Dabei überzeugt Barbara Harris („Peggy Sue hat geheiratet“, „Grosse Pointe Blank: Ein Mann - Ein Mord“) als sexbesessene Pseudo-Spiritistin ebenso wie Bruce Dern („Nebraska“, „The Hateful 8“) als ihr ständig unzufriedener Freund, der sich zu Größerem berufen fühlt, aber ständig an Jobs festhängt, die ihn nicht weiterbringen. Besonders köstlich ist die Szene, in der Blanche und George nach einem verpatzten Treffen mit einem Informanten mit dem Auto eine Serpentinenstraße hinabfahren und George feststellen muss, dass die Bremsen nicht mehr funktionieren, worauf Blanche mit Armen und Beinen wild herumfuchtelt, während George doppelt gehandicapt versucht, dem Gegenverkehr auszuweichen und mit dem Wagen nicht in den Abgrund zu stürzen.

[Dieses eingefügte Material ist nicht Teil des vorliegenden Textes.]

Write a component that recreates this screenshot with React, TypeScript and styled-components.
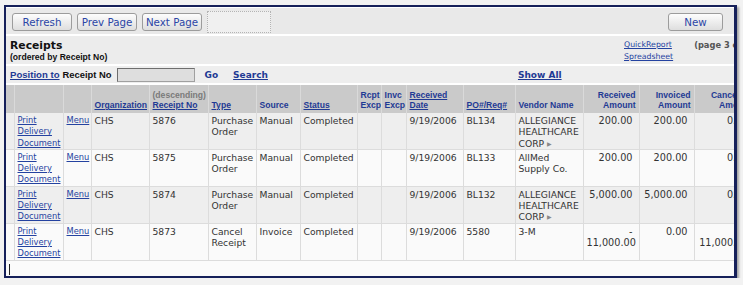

Aber auch Karen Black („Landhaus der toten Seelen“, „Das Haus der 1000 Leichen“) und William Devane („Der Marathon-Mann“, „Space Cowboys“) sorgen als überaus gewieftes Edel-Gauner-Paar für einige großartige Momente, zu denen auch das Versteck der ergaunerten Diamanten in dem hässlichen Kronleuchter ihres Hauses – quasi vor aller Augen – zählt.

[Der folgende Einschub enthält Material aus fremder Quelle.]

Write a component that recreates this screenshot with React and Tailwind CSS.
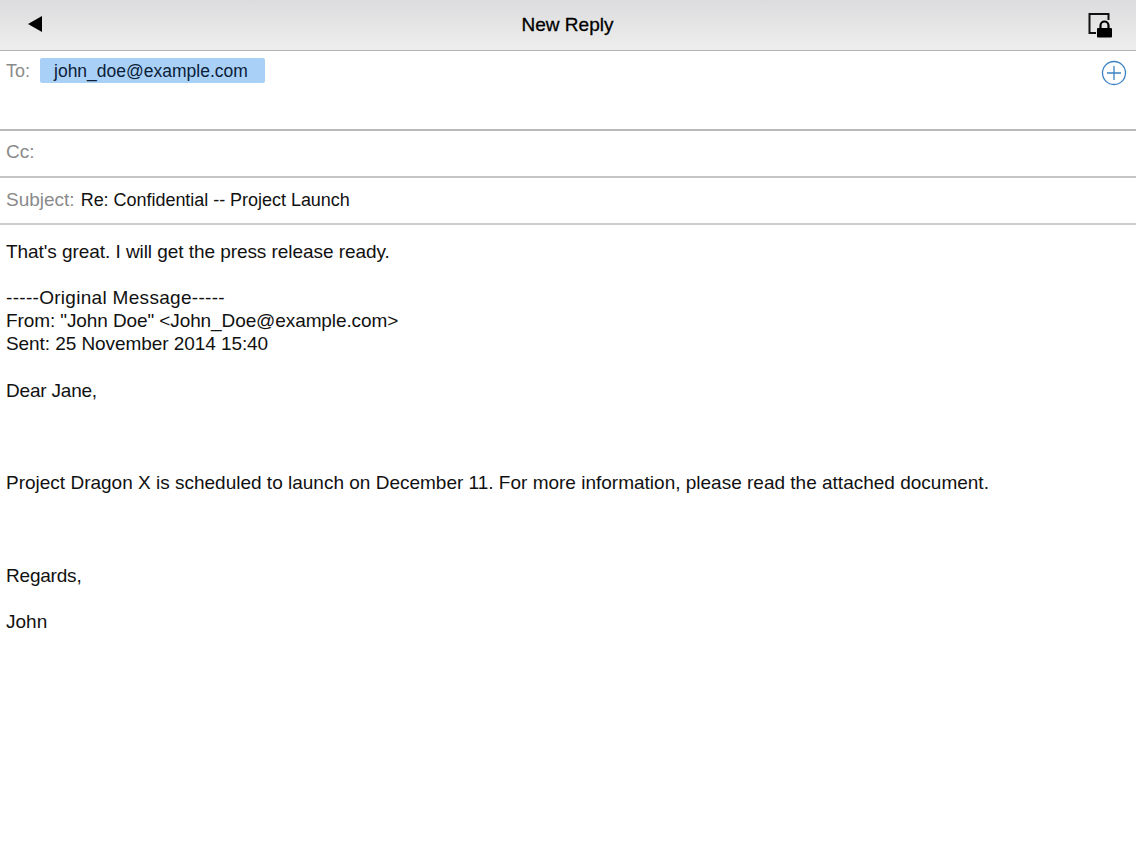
export default function App() {
  return (
    <div className="w-[1136px] h-[852px] bg-white overflow-hidden font-['Liberation_Sans',Arial,sans-serif] text-[#111]">
      <header className="h-[51px] border-b border-[#b4b4b4] bg-gradient-to-b from-[#dcdcde] to-[#eeeeee] flex items-center justify-between pl-[27px] pr-[23px]">
        <svg width="16" height="18" viewBox="0 0 16 18" className="mb-[3px]"><path d="M1 9 L15 1 V17 Z" fill="#000" /></svg>
        <div className="text-[19px] font-normal text-black pl-[5px] pt-[1px] [-webkit-text-stroke:0.3px_black]">New Reply</div>
        <svg width="26" height="26" viewBox="0 0 26 26" className="mb-[1px]">
          <path d="M9 21 H2.5 V2 H21.5 V8" fill="none" stroke="#111" strokeWidth="2" />
          <path d="M13.5 17 V13.5 a4 4 0 0 1 8 0 V17" fill="none" stroke="#000" strokeWidth="2.2" />
          <rect x="10" y="16" width="15" height="9.5" rx="1" fill="#000" />
        </svg>
      </header>
      <div className="h-[80px] border-b-2 border-[#b9b9b9] flex items-start justify-between pl-[6px] pr-[9px]">
        <div className="flex items-start mt-[7px]">
          <span className="text-[18px] leading-[25px] pt-[1px] text-[#8a8a8a]">To:</span>
          <span className="ml-[10px] w-[225px] h-[25px] rounded-[2px] bg-[#a9d1f7] pl-[14px] pt-[1px] text-[17.5px] leading-[25px] text-[#0c2038]">john_doe@example.com</span>
        </div>
        <svg width="26" height="26" viewBox="0 0 26 26" className="mt-[9px]">
          <circle cx="13" cy="13" r="11.5" fill="none" stroke="#3b82c4" strokeWidth="1.3" />
          <path d="M13 6 V20 M6 13 H20" stroke="#3b82c4" strokeWidth="1.3" />
        </svg>
      </div>
      <div className="h-[47px] border-b-2 border-[#c4c4c4] flex items-center pl-[6px] pb-[3px]">
        <span className="text-[19px] text-[#8a8a8a]">Cc:</span>
      </div>
      <div className="h-[47px] border-b-2 border-[#cccccc] flex items-center pl-[6px] gap-[6px]">
        <span className="text-[19px] text-[#8a8a8a]">Subject:</span>
        <span className="text-[18px] tracking-[-0.03px] text-[#111]">Re: Confidential -- Project Launch</span>
      </div>
      <div className="pl-[6px] pt-[15px] text-[19px] leading-[23.1px]">
        <p className="tracking-[-0.06px]">That's great. I will get the press release ready.</p>
        <p className="mt-[23px] tracking-[0.3px]">-----Original Message-----</p>
        <p className="tracking-[-0.1px]">From: "John Doe" &lt;John_Doe@example.com&gt;</p>
        <p className="tracking-[-0.07px]">Sent: 25 November 2014 15:40</p>
        <p className="mt-[24px] tracking-[-0.2px]">Dear Jane,</p>
        <p className="mt-[69px]">Project Dragon X is scheduled to launch on December 11. For more information, please read the attached document.</p>
        <p className="mt-[69px] tracking-[-0.2px]">Regards,</p>
        <p className="mt-[23px]">John</p>
      </div>
    </div>
  );
}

Die farbenfrohe Kameraarbeit von Leonard L. South („Hängt ihn höher“, „Marnie“) und der melodische Score des damals noch jungen John Williams („Star Wars“, „Indiana Jones“) machen „Familiengrab“ zu einem augenzwinkernden Gauner-Spaß, bei dem Hitchcock noch mal recht viele Kniffe seiner erfolgreichen Karriere anwenden durfte. Die Arbeit an „The Short Night“, einem Film über den britischen Spion George Blake, musste Hitchcock wegen seiner sich verschlechternden Gesundheit aufgeben, bevor er am 29. April 1980 verstarb.